Just like running a car, anyone running a press will tell you just how expensive it can be these days. So whichever side of the fence you may fall on in the new versus used debate, it’s an argument that cannot be ignored.

Any printer keen to carbon offset the full impact of a printing press would need to factor in the CO2 produced in its manufacture.

As part of its ‘make to gate’ concept, Heidelberg claims the amount of CO2 involved in manufacturing one of its presses equals its weight multiplied by six. This equates to:

Six-colour XL 105: 370 tonnes CO2
Five-colour SM 74 with coater: 170 tonnes CO2
Two-colour SM 52 with perfector: 55 tonnes CO2

According to the German press manufacturer, materials contribute between 70%-80% of the CO2 used in making the press, with energy and logistics making up the remainder. Heidelberg offers customers the opportunity to offset these emissions in full or in part through co-financing a climate protection project. Customers can participate in a project by purchasing emissions certificates, which are accredited by recognised environmental protection organisations.

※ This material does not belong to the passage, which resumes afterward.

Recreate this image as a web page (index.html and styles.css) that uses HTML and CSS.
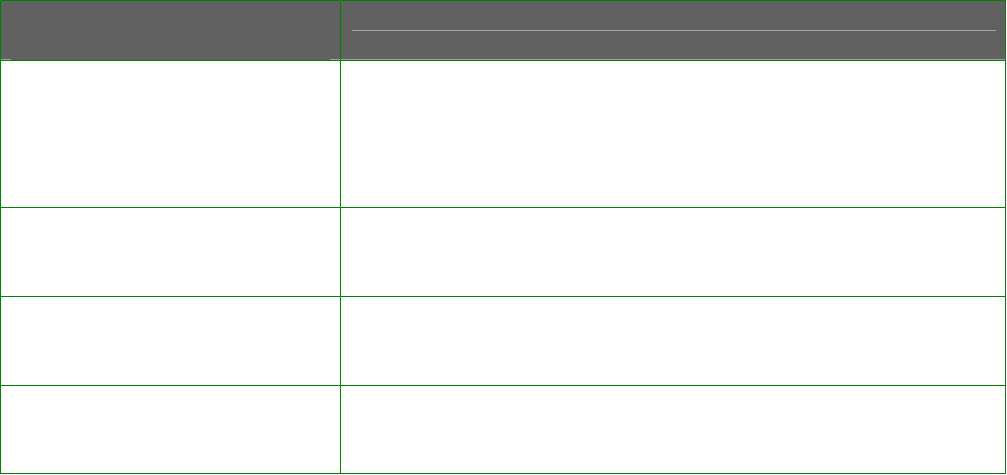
FILE: index.html
```html
<!DOCTYPE html>
<html>
<head>
<meta charset="utf-8">
<link rel="stylesheet" href="styles.css">
</head>
<body>
<div class="table">
  <div class="head head-a">
    <div class="ticks"><span class="tick"></span><span class="tick"></span></div>
  </div>
  <div class="head head-b">
    <div class="rule"></div>
    <div class="base"></div>
  </div>
  <div class="cell"></div><div class="cell"></div>
  <div class="cell"></div><div class="cell"></div>
  <div class="cell"></div><div class="cell"></div>
  <div class="cell"></div><div class="cell"></div>
</div>
</body>
</html>
```

FILE: styles.css
```css
html, body {
  margin: 0;
  padding: 0;
  background: #ffffff;
  font-family: "Liberation Sans", Arial, sans-serif;
}
.table {
  display: grid;
  grid-template-columns: 339px 664px;
  grid-template-rows: 59px 146px 88px 88px 87px;
  gap: 1px;
  padding: 1px;
  width: 1006px;
  box-sizing: border-box;
  background: #008000;
}
.cell {
  background: #ffffff;
}
.head {
  background: #616161;
  display: flex;
  flex-direction: column;
}
.head-a {
  justify-content: flex-end;
}
.ticks {
  display: flex;
  justify-content: space-between;
}
.tick {
  display: block;
  width: 10px;
  height: 1px;
  background: #a3a3a3;
}
.head-b .rule {
  height: 1px;
  margin: 29px 9px 0 11px;
  background: #a3a3a3;
}
.head-b .base {
  margin-top: auto;
  height: 1px;
  background: #a3a3a3;
}
```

Heidelberg also provides quantifiable CO2 savings for all of its most up-to-date on-press technology, including the AirStar system that is claimed to halve energy consumption, and FilterStar, a filtration system that supports alcohol-free printing.
According to Heidelberg marketing and product manager Gernot Keller, it’s not just about press technology – how the press is used makes a difference as well.

"Don’t forget that the press is still consuming energy and other resources when just idling, so optimising press downtimes is important as well," he says. "You can improve the CO2 per 1,000-sheet ratio by keeping the press running and producing."